↓

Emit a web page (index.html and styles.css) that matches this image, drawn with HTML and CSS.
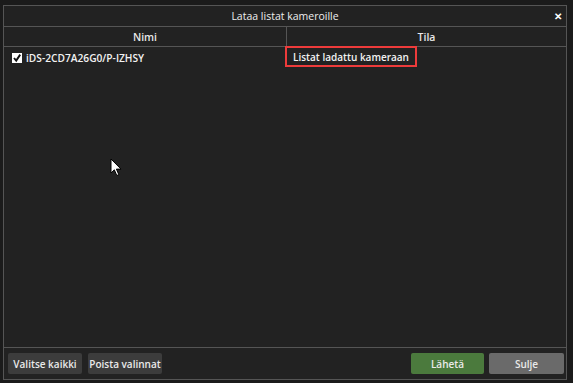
FILE: index.html
```html
<!DOCTYPE html>
<html lang="fi">
<head>
<meta charset="utf-8">
<title>Lataa listat kameroille</title>
<link rel="stylesheet" href="styles.css">
</head>
<body>
<div class="dialog">
  <div class="titlebar">
    <span class="title">Lataa listat kameroille</span>
    <span class="close">&#x2715;</span>
  </div>
  <div class="header">
    <div class="col col-name">Nimi</div>
    <div class="col col-state">Tila</div>
  </div>
  <div class="body">
    <div class="row">
      <div class="cell-name">
        <span class="check"><svg width="10" height="10" viewBox="0 0 10 10"><rect x="0" y="0" width="10" height="10" fill="#fff"/><path d="M2 5 L4.2 7.6 L8.2 1.6" stroke="#111" stroke-width="1.9" fill="none"/></svg></span>
        <span class="name">iDS-2CD7A26G0/P-IZHSY</span>
      </div>
      <div class="cell-state"><span class="status">Listat ladattu kameraan</span></div>
    </div>
  </div>
  <div class="footer">
    <div class="left">
      <button class="btn">Valitse kaikki</button>
      <button class="btn">Poista valinnat</button>
    </div>
    <div class="right">
      <button class="btn btn-send">Lähetä</button>
      <button class="btn btn-close">Sulje</button>
    </div>
  </div>
</div>
<svg class="cursor" width="14" height="20" viewBox="0 0 14 20"><path d="M1 1 L1 15 L4.3 11.8 L6.8 17.5 L8.8 16.6 L6.4 11.1 L11 11.1 Z" fill="#fff" stroke="#000" stroke-width="1"/></svg>
</body>
</html>
```
FILE: styles.css
```css
html, body {
  margin: 0;
  padding: 0;
  background: #1b1b1b;
  font-family: "Open Sans", "Liberation Sans", sans-serif;
  color: #e8e8e8;
}
body {
  width: 573px;
  height: 383px;
  position: relative;
  overflow: hidden;
}
.dialog {
  margin: 5px 0 0 3px;
  width: 562px;
  height: 373px;
  border: 1px solid #555;
  background: #222;
  display: flex;
  flex-direction: column;
}
.titlebar {
  height: 20px;
  border-bottom: 1px solid #555;
  display: flex;
  align-items: center;
  justify-content: center;
  position: relative;
  font-size: 10.5px;
}
.title {
  color: #eee;
}
.close {
  position: absolute;
  right: 4px;
  top: 3px;
  font-size: 10px;
  font-weight: bold;
  color: #fff;
}
.header {
  height: 19px;
  border-bottom: 1px solid #555;
  display: flex;
  font-size: 10.5px;
  font-weight: 600;
}
.col {
  display: flex;
  align-items: center;
  justify-content: center;
}
.col-name {
  width: 282px;
  border-right: 1px solid #555;
}
.col-state {
  flex: 1;
}
.body {
  flex: 1;
  border-bottom: 1px solid #555;
}
.row {
  display: flex;
  height: 21px;
}
.cell-name {
  width: 282px;
  display: flex;
  align-items: center;
  padding-left: 8px;
  box-sizing: border-box;
  gap: 4px;
  font-size: 10.2px;
  font-weight: 600;
}
.check {
  display: flex;
  width: 10px;
  height: 10px;
}
.name {
  color: #f2f2f2;
}
.cell-state {
  flex: 1;
  display: flex;
}
.status {
  margin-left: -1px;
  margin-top: -1px;
  width: 122px;
  height: 17px;
  border: 2px solid #ee3b3b;
  display: flex;
  align-items: center;
  padding-left: 6px;
  font-size: 10px;
  font-weight: 600;
  color: #f2f2f2;
  white-space: nowrap;
}
.footer {
  height: 31px;
  display: flex;
  justify-content: space-between;
  padding: 5px 2px 0 4px;
  box-sizing: border-box;
}
.left, .right {
  display: flex;
  gap: 6px;
  align-items: flex-start;
}
.right {
  gap: 5px;
}
.btn {
  width: 74px;
  height: 21px;
  border: none;
  border-radius: 2px;
  background: #3c3c3c;
  color: #eaeaea;
  font-family: "Open Sans", "Liberation Sans", sans-serif;
  font-size: 10px;
  font-weight: 600;
  padding: 0;
  margin: 0;
  white-space: nowrap;
}
.btn-send {
  width: 73px;
  background: #4b7a3d;
}
.btn-close {
  width: 75px;
  background: #6a6a6a;
}
.cursor {
  position: absolute;
  left: 110px;
  top: 158px;
}
```
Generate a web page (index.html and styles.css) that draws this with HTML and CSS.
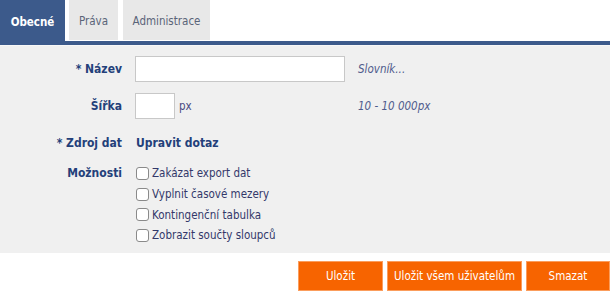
FILE: index.html
```html
<!DOCTYPE html>
<html lang="cs">
<head>
<meta charset="utf-8">
<title>Obecné</title>
<link rel="stylesheet" href="styles.css">
</head>
<body>
<div class="page">
  <nav class="tabs">
    <div class="tab active">Obecné</div>
    <div class="tab tab-prava">Práva</div>
    <div class="tab tab-admin">Administrace</div>
  </nav>
  <div class="tabline"></div>
  <section class="panel">
    <div class="row row-name">
      <label class="lbl">* Název</label>
      <input class="text wide" type="text">
      <span class="hint">Slovník...</span>
    </div>
    <div class="row row-width">
      <label class="lbl">Šířka</label>
      <span class="field"><input class="text narrow" type="text"><span class="unit">px</span></span>
      <span class="hint">10 - 10 000px</span>
    </div>
    <div class="row row-src">
      <label class="lbl">* Zdroj dat</label>
      <span class="link">Upravit dotaz</span>
    </div>
    <div class="row row-opts">
      <label class="lbl">Možnosti</label>
      <div class="checks">
        <label class="chk"><input type="checkbox"><span>Zakázat export dat</span></label>
        <label class="chk"><input type="checkbox"><span>Vyplnit časové mezery</span></label>
        <label class="chk"><input type="checkbox"><span>Kontingenční tabulka</span></label>
        <label class="chk"><input type="checkbox"><span>Zobrazit součty sloupců</span></label>
      </div>
    </div>
  </section>
  <footer class="actions">
    <button class="btn btn-save">Uložit</button>
    <button class="btn btn-saveall">Uložit všem uživatelům</button>
    <button class="btn btn-del">Smazat</button>
  </footer>
</div>
</body>
</html>
```

FILE: styles.css
```css
html, body {
  margin: 0;
  padding: 0;
  background: #ffffff;
}
body {
  font-family: "DejaVu Sans Condensed", "DejaVu Sans", sans-serif;
  font-size: 11.5px;
  color: #2b3f6e;
}
.page {
  width: 610px;
}
.tabs {
  display: flex;
  height: 41px;
  align-items: flex-start;
}
.tab {
  display: flex;
  align-items: center;
  justify-content: center;
  background: #e8e8e8;
  color: #5a6478;
  height: 40px;
  padding-top: 2px;
  box-sizing: border-box;
}
.tab.active {
  width: 65px;
  height: 41px;
  background: #3c5a8b;
  color: #ffffff;
  font-weight: bold;
}
.tab-prava {
  width: 49px;
  margin-left: 4px;
}
.tab-admin {
  width: 87px;
  margin-left: 5px;
}
.tabline {
  height: 4px;
  background: #3c5a8b;
  border-bottom: 1px solid #f7f7f7;
}
.panel {
  background: #f0f0f0;
  height: 207px;
  box-sizing: border-box;
  padding-top: 10px;
}
.row {
  display: grid;
  grid-template-columns: 122px 210px 1fr;
  column-gap: 13px;
  align-items: center;
}
.row-width { margin-top: 11px; }
.row-src { margin-top: 13px; height: 22px; }
.row-opts { margin-top: 9px; align-items: start; }
.lbl {
  text-align: right;
  font-weight: bold;
  color: #23407a;
  font-size: 12px;
}
.row-opts .lbl { line-height: 20.7px; }
.text {
  box-sizing: border-box;
  height: 26px;
  border: 1px solid #c8c8c8;
  background: #ffffff;
  margin: 0;
  padding: 0 4px;
  font: inherit;
}
.wide { width: 210px; }
.narrow { width: 40px; }
.field {
  display: flex;
  align-items: center;
}
.unit {
  margin-left: 4px;
  color: #4a4a82;
}
.hint {
  font-style: italic;
  color: #4f5b8c;
}
.link {
  font-weight: bold;
  color: #23407a;
  font-size: 12px;
  margin-left: 1px;
}
.checks {
  display: flex;
  flex-direction: column;
  grid-column: 2 / 4;
}
.chk {
  display: flex;
  align-items: center;
  height: 20.7px;
  color: #33386a;
}
.chk input {
  appearance: none;
  -webkit-appearance: none;
  width: 13px;
  height: 13px;
  margin: 0 3px 0 1px;
  border: 1px solid #8a8a8a;
  border-radius: 3px;
  background: #ffffff;
  box-sizing: border-box;
}
.actions {
  display: flex;
  justify-content: flex-end;
  gap: 4px;
  margin-top: 8px;
}
.btn {
  height: 30px;
  box-sizing: border-box;
  background: #f76400;
  border: 1px solid #fb9d5c;
  color: #ffffff;
  font: inherit;
  font-size: 11.5px;
  padding: 0;
}
.btn-save { width: 85px; }
.btn-saveall { width: 135px; }
.btn-del { width: 84px; }
```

↑

Find the lines with the string "index" and reproduce them.

Emit a web page (index.html and styles.css) that matches this image, drawn with HTML and CSS.
FILE: index.html
Generate a web page (index.html and styles.css) that draws this with HTML and CSS.
FILE: index.html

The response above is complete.